*Directive*: Return the lines below exactly, from the first line to the line that contains "type Rect = [number, number, number, number, string];". Leave out pictures.
┌────────
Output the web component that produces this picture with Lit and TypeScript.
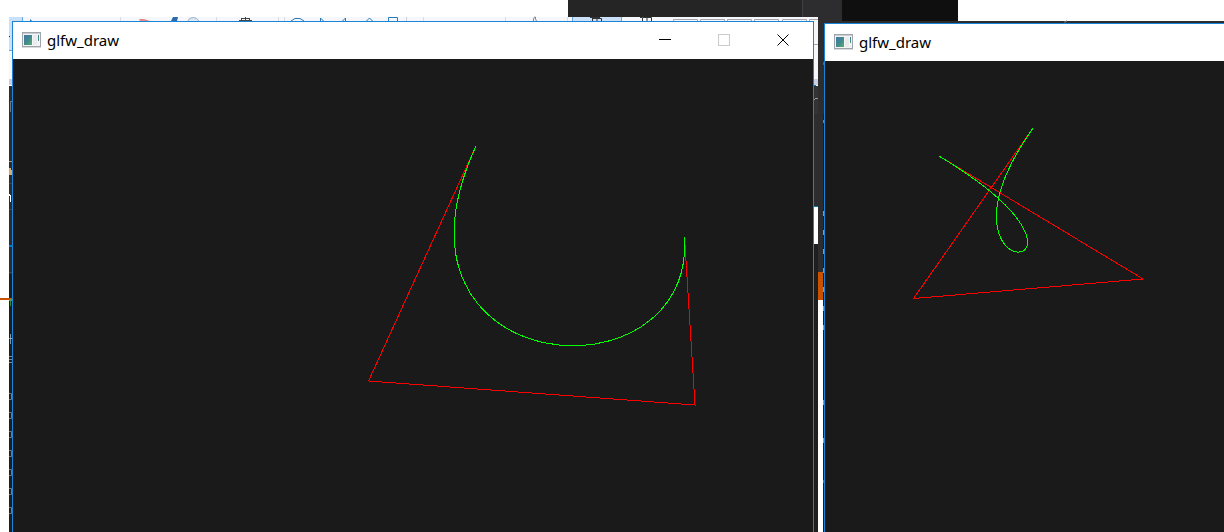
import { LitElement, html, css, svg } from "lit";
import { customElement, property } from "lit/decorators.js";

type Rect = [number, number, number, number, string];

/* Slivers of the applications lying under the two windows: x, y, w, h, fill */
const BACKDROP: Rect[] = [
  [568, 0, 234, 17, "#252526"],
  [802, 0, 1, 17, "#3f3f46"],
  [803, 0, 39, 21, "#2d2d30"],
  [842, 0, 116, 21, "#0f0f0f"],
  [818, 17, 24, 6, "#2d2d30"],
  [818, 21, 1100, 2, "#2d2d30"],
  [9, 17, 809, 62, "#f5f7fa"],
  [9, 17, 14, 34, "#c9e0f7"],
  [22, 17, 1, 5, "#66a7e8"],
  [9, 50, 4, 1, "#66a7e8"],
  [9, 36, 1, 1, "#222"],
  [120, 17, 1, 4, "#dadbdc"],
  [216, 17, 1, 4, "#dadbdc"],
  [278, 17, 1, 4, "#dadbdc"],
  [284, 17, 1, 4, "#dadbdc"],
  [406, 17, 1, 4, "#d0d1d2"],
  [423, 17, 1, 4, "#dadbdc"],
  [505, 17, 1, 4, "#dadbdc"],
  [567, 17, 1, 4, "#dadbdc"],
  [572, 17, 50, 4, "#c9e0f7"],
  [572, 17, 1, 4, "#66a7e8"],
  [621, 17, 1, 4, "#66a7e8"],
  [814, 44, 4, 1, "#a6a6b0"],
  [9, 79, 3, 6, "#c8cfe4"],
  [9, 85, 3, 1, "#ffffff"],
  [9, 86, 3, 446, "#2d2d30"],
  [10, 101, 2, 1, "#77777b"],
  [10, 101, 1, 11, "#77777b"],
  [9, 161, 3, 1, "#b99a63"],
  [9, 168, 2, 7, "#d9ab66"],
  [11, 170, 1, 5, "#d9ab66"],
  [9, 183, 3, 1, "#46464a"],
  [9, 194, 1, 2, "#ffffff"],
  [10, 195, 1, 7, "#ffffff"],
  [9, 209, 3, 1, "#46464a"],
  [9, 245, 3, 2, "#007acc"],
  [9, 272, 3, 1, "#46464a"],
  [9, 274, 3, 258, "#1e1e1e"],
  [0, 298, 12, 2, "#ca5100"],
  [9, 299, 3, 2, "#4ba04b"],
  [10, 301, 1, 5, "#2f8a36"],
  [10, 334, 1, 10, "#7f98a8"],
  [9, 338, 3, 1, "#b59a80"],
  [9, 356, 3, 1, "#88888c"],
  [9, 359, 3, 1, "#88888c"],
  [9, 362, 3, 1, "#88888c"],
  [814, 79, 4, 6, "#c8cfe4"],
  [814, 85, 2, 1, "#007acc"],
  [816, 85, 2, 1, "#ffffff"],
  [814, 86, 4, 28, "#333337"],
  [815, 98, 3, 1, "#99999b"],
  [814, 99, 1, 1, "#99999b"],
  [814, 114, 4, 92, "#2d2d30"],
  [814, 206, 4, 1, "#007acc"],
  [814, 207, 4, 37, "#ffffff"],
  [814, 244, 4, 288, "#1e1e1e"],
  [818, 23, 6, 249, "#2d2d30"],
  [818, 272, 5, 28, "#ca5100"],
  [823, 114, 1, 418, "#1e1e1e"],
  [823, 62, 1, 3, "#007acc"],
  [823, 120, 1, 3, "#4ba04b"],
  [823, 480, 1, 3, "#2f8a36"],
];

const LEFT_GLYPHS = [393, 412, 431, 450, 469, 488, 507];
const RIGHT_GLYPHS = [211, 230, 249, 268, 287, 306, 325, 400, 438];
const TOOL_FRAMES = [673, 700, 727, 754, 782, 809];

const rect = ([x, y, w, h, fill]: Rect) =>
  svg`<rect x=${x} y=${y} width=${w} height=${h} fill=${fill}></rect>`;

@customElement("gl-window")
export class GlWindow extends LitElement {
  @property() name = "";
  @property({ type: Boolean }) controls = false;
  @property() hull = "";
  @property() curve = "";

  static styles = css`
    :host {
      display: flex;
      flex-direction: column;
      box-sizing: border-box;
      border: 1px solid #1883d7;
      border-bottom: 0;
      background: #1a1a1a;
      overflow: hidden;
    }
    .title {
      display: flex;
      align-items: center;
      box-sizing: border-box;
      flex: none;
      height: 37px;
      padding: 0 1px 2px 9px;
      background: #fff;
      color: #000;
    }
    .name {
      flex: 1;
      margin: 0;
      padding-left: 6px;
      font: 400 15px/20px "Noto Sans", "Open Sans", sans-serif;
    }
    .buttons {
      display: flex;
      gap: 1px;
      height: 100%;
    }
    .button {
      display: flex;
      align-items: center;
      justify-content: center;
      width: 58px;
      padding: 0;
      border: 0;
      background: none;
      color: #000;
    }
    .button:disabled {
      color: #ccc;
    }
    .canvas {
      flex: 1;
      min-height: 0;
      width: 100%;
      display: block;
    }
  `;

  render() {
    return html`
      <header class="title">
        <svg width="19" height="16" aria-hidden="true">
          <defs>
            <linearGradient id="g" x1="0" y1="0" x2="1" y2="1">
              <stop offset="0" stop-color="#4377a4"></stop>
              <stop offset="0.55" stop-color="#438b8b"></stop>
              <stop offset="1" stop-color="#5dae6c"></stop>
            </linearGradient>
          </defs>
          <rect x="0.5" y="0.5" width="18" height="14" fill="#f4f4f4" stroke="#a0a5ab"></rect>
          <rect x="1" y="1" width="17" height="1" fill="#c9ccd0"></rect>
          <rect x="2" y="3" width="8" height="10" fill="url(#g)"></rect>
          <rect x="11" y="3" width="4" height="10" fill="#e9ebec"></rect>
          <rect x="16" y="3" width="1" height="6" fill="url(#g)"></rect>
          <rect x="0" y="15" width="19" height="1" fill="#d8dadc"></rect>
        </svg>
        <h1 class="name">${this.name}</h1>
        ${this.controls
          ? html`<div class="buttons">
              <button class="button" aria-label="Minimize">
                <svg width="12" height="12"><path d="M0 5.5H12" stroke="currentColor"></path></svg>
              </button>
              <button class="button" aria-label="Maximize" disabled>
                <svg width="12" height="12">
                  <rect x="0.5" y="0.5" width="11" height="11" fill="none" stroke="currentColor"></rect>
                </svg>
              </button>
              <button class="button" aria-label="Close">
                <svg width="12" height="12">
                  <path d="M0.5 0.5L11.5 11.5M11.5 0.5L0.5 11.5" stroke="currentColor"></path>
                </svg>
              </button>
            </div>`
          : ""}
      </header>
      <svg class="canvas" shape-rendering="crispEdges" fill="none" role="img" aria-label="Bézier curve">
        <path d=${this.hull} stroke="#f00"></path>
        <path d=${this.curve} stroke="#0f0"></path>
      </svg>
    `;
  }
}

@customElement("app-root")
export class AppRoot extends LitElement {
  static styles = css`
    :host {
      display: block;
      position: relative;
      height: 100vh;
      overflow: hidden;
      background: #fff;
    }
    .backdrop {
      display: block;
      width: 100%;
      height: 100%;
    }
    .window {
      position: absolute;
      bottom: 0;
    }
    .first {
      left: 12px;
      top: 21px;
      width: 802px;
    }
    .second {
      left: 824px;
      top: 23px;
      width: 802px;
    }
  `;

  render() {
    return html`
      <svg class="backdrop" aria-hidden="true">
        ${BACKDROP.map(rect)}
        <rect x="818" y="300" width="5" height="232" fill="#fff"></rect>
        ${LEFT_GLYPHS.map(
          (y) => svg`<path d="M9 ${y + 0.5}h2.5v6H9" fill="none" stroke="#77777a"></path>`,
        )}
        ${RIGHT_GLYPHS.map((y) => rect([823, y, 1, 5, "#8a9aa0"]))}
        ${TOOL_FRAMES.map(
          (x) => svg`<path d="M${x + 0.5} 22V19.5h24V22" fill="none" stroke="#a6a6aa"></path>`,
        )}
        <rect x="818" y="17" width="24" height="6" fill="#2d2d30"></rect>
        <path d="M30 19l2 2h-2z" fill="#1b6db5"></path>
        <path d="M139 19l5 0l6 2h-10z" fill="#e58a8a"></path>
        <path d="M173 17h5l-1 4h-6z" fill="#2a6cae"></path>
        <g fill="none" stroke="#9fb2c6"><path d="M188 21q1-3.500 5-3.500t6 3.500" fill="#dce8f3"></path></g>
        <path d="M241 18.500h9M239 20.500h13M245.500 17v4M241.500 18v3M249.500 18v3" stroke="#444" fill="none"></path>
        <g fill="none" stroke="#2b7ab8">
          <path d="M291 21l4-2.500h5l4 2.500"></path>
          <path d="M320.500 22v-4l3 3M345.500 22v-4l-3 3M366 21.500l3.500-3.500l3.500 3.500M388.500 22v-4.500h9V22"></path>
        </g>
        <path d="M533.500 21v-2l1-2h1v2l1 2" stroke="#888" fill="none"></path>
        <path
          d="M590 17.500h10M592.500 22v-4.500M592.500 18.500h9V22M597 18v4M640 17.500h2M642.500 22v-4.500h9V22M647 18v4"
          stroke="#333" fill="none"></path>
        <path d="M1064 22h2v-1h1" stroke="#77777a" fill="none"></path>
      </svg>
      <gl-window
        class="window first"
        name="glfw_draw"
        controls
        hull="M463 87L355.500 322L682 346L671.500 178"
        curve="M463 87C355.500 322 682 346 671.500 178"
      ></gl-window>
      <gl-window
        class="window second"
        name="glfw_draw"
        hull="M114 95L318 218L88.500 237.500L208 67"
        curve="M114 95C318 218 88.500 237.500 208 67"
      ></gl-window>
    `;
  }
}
└────────
*Exercise answer*:
Output the web component that produces this picture with Lit and TypeScript.
import { LitElement, html, css, svg } from "lit";
import { customElement, property } from "lit/decorators.js";

type Rect = [number, number, number, number, string];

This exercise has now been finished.